(begin)

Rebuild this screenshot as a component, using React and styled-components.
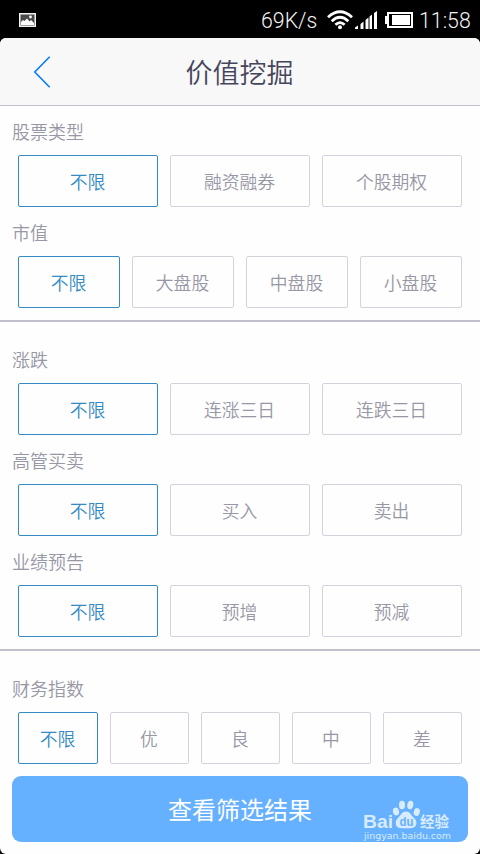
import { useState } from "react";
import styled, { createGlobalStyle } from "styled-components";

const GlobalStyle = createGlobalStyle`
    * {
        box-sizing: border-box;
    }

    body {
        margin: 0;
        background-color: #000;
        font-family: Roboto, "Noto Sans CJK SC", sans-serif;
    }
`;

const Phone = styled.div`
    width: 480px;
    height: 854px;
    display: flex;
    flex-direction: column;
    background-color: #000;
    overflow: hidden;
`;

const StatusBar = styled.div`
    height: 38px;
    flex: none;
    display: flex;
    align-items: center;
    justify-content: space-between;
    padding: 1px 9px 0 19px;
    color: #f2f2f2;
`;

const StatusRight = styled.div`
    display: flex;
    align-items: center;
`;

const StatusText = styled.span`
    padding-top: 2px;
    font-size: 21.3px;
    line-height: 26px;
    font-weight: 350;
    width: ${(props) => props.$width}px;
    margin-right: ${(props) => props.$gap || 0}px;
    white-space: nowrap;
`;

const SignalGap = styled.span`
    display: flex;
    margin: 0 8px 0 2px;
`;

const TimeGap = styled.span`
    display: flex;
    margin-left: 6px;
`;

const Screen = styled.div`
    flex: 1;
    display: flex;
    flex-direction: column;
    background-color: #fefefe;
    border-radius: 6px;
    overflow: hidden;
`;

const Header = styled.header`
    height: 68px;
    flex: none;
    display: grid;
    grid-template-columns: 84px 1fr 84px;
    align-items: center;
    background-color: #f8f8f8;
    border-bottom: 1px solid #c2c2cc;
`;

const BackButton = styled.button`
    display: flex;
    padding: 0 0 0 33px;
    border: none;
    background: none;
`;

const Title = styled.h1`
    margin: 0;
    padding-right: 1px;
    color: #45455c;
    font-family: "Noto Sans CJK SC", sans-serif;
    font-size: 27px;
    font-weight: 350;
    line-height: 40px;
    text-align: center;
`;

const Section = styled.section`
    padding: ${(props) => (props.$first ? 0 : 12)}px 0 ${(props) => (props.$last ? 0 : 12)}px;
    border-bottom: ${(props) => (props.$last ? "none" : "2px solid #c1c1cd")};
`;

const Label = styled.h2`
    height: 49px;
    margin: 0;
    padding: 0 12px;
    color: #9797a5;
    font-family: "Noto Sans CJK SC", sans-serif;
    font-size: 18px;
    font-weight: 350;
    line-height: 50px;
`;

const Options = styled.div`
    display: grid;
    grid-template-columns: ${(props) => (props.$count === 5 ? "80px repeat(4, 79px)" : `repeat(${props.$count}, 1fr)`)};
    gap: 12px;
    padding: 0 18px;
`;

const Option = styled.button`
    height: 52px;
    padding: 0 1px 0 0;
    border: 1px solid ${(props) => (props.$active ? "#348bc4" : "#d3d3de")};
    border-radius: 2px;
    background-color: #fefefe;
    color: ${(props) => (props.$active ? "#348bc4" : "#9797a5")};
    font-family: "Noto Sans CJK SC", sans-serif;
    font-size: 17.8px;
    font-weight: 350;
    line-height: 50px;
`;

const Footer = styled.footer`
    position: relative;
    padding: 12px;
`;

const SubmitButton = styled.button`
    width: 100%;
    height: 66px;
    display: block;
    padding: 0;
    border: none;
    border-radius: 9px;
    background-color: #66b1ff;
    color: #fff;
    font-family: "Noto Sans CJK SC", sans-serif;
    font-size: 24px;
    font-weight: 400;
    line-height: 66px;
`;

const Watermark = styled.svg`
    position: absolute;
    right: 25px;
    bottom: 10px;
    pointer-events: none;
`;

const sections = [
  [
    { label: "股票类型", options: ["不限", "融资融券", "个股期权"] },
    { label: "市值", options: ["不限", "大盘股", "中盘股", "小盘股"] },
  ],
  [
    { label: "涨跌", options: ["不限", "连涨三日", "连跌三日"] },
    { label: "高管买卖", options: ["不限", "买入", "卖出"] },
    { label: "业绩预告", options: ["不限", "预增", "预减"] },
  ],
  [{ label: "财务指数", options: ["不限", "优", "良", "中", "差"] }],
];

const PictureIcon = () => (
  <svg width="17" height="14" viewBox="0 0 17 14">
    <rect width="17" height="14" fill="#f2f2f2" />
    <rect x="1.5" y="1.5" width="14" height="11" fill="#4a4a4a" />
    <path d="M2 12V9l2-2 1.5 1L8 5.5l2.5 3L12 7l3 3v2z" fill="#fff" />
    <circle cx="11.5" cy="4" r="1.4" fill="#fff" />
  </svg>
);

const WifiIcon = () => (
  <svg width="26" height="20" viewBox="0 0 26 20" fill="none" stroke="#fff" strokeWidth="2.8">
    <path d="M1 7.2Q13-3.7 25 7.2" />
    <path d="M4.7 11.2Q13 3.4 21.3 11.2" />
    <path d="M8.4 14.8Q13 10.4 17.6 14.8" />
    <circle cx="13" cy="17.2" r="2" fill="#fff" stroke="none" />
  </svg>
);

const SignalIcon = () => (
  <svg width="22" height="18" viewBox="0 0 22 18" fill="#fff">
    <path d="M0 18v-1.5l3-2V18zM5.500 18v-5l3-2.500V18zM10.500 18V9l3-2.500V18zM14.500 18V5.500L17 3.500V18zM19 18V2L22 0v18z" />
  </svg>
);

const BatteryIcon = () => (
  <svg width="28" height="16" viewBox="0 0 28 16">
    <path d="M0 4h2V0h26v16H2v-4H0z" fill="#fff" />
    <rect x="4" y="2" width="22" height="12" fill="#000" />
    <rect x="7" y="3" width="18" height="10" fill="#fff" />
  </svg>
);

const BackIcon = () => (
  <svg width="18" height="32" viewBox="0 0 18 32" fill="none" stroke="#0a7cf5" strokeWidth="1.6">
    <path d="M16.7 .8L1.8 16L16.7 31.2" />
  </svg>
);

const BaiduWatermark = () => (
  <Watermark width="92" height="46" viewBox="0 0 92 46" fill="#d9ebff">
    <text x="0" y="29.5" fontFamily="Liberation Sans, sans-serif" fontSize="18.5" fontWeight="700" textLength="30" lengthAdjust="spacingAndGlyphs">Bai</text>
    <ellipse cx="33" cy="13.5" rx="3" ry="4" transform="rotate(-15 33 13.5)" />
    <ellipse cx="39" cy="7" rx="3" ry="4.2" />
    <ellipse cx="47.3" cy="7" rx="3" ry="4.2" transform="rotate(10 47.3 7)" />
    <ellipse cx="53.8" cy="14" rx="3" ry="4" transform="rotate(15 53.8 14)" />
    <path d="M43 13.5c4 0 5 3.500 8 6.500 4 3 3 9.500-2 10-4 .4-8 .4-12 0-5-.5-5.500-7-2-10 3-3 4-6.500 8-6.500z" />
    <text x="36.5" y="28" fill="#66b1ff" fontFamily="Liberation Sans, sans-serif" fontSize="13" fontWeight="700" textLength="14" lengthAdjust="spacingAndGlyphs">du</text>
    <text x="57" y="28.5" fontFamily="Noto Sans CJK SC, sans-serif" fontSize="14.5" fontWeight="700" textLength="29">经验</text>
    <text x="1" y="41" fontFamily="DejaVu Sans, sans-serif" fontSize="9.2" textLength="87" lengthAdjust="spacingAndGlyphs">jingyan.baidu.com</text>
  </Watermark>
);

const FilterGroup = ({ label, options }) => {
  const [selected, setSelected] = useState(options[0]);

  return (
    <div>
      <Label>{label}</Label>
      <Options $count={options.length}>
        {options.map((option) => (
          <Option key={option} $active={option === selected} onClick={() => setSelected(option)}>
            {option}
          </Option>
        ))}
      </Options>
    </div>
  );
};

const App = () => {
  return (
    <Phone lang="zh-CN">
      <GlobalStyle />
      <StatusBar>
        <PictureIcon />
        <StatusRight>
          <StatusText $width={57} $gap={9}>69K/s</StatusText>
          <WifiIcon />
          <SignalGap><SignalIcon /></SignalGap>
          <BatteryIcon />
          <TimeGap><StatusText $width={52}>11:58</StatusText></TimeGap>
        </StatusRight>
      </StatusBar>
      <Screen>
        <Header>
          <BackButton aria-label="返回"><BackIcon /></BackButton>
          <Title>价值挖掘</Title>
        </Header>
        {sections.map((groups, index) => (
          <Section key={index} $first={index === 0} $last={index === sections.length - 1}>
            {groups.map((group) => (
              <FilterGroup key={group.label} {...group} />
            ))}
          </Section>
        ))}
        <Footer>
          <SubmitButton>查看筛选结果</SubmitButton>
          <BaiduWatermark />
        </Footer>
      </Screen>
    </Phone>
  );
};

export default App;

(end)

Task prompt — The string "components" may appear in lines of the listing above; tally those lines and give the number only.

Response to this task — 2